For those targeted by authoritarian governments, the practical risk is immediate. A Red Notice or travel-document alert can surface during a border crossing, a traffic stop or a routine police check, potentially leading to detention while authorities verify the underlying request. It can also complicate residency, banking and travel even when no extradition follows.

According to the Red Notice Monitor, since the 2016 coup attempt, Turkish authorities have submitted more than 3,500 Red Notice and diffusion requests aimed at alleged Gülen movement members.

Erdoğan has been targeting followers of the Gülen movement, since the corruption investigations of December 17-25, 2013, which implicated then-prime minister Erdoğan, his family members and his inner circle.

Dismissing the investigations as a Gülenist coup and conspiracy against his government, Erdoğan began to target the group.
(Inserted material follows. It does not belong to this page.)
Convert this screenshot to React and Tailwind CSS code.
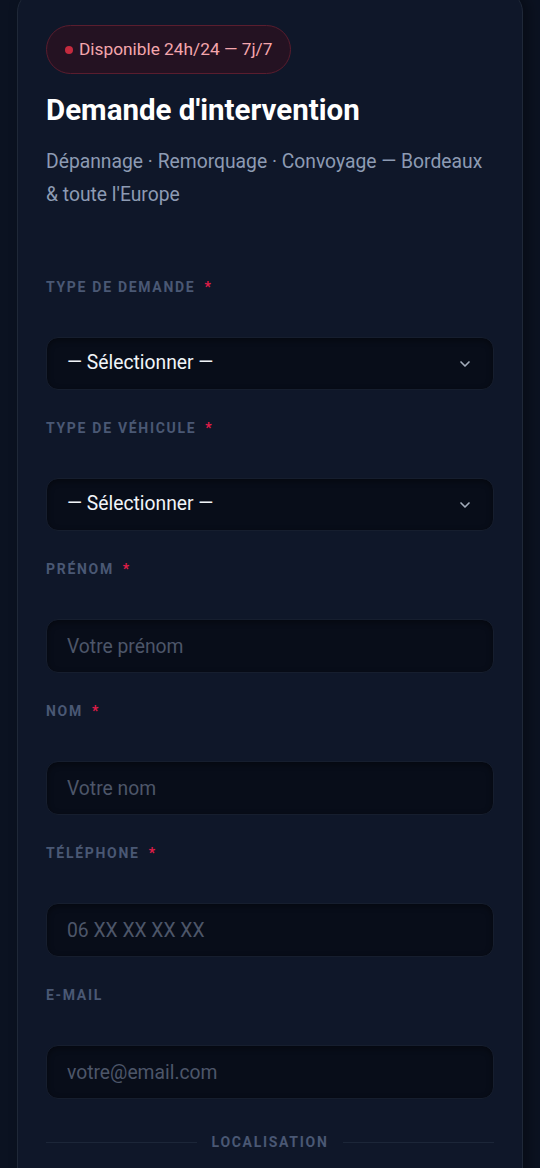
import { ChevronDown } from 'lucide-react'

function Label({ text, required }) {
    return (
        <label className='flex items-center h-[20px] text-[14px] font-bold uppercase tracking-[1.7px] text-[#4a5874]'>
            {text}
            {required && <span className='ml-[9px] text-[#e11d48]'>*</span>}
        </label>
    )
}

function SelectField({ label }) {
    return (
        <div className='flex flex-col'>
            <Label text={label} required />
            <div className='mt-[40px] h-[53px] w-full rounded-[12px] border border-[#161e2e] bg-[#080d19] flex items-center justify-between pl-[20px] pr-[20px] shadow-[inset_0_2px_6px_rgba(0,0,0,0.4)]'>
                <span className='text-[19.3px] text-[#f1f5f9]'>— Sélectionner —</span>
                <ChevronDown size={16} strokeWidth={2.5} className='text-[#a3acbb]' />
            </div>
        </div>
    )
}

function InputField({ label, placeholder, required }) {
    return (
        <div className='flex flex-col'>
            <Label text={label} required={required} />
            <input
                placeholder={placeholder}
                className='mt-[40px] h-[54px] w-full rounded-[12px] border border-[#161e2e] bg-[#080d19] px-[20px] text-[19.3px] text-white placeholder:text-[#4d5669] outline-none shadow-[inset_0_2px_6px_rgba(0,0,0,0.4)]'
            />
        </div>
    )
}

export default function App() {
    return (
        <div className='min-h-[1168px] w-full bg-[#0b1221] overflow-hidden' style={{ fontFamily: 'Roboto, "Noto Sans", sans-serif' }}>
            <section className='mx-[17px] mt-[-10px] rounded-[22px] border border-[#1f2838] bg-[#0f1729] px-[28px] pt-[34px] pb-[40px] shadow-[6px_0_14px_rgba(0,0,0,0.35)]'>
                <div className='inline-flex items-center h-[49px] rounded-full border border-[#5a1d2e] bg-[#241222] pl-[18px] pr-[18px]'>
                    <span className='w-[8px] h-[8px] rounded-full bg-[#c42a3e]' />
                    <span className='ml-[6px] text-[17.3px] text-[#f4a6ad]'>Disponible 24h/24 — 7j/7</span>
                </div>
                <h1 className='mt-[18px] text-[29.5px] leading-[36px] font-bold text-white'>Demande d'intervention</h1>
                <p className='mt-[17px] text-[19.3px] leading-[33px] text-[#8d9bb3]'>Dépannage · Remorquage · Convoyage — Bordeaux &amp; toute l'Europe</p>

                <div className='mt-[66px] flex flex-col gap-[28px]'>
                    <SelectField label='Type de demande' />
                    <SelectField label='Type de véhicule' />
                    <InputField label='Prénom' placeholder='Votre prénom' required />
                    <InputField label='Nom' placeholder='Votre nom' required />
                    <InputField label='Téléphone' placeholder='06 XX XX XX XX' required />
                    <InputField label='E-mail' placeholder='votre@email.com' />
                </div>

                <div className='mt-[33px] flex items-center gap-[15px]'>
                    <div className='flex-1 h-px bg-[#1c2638]' />
                    <span className='text-[14px] font-bold uppercase tracking-[1.7px] text-[#4a5874]'>Localisation</span>
                    <div className='flex-1 h-px bg-[#1c2638]' />
                </div>
            </section>
        </div>
    )
}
Erdoğan’s government labeled the group as a “terrorist organization” in May 2016, before the failed coup took place, a designation not recognized by other governments and major international bodies, including the United States and the European Union.

Erdoğan intensified the crackdown on the movement following the coup attempt on July 15, 2016, that he accused Gülen of masterminding. The movement strongly denies involvement in the abortive putsch or any terrorist activity.

The movement’s followers, also known as Hizmet (Service) supporters, say they have been unfairly targeted in a campaign of political persecution aimed at silencing dissent and consolidating power. The post-coup purge has seen hundreds of thousands investigated and tens of thousands imprisoned on terrorism-related charges widely viewed as politically motivated.

According to the latest figures from the Justice Ministry, more than 126,000 people have been convicted of alleged links to the movement since 2016, with 11,085 still in prison.

In addition to the thousands who were jailed, scores of other Gülen movement followers had to flee Turkey to avoid the government crackdown.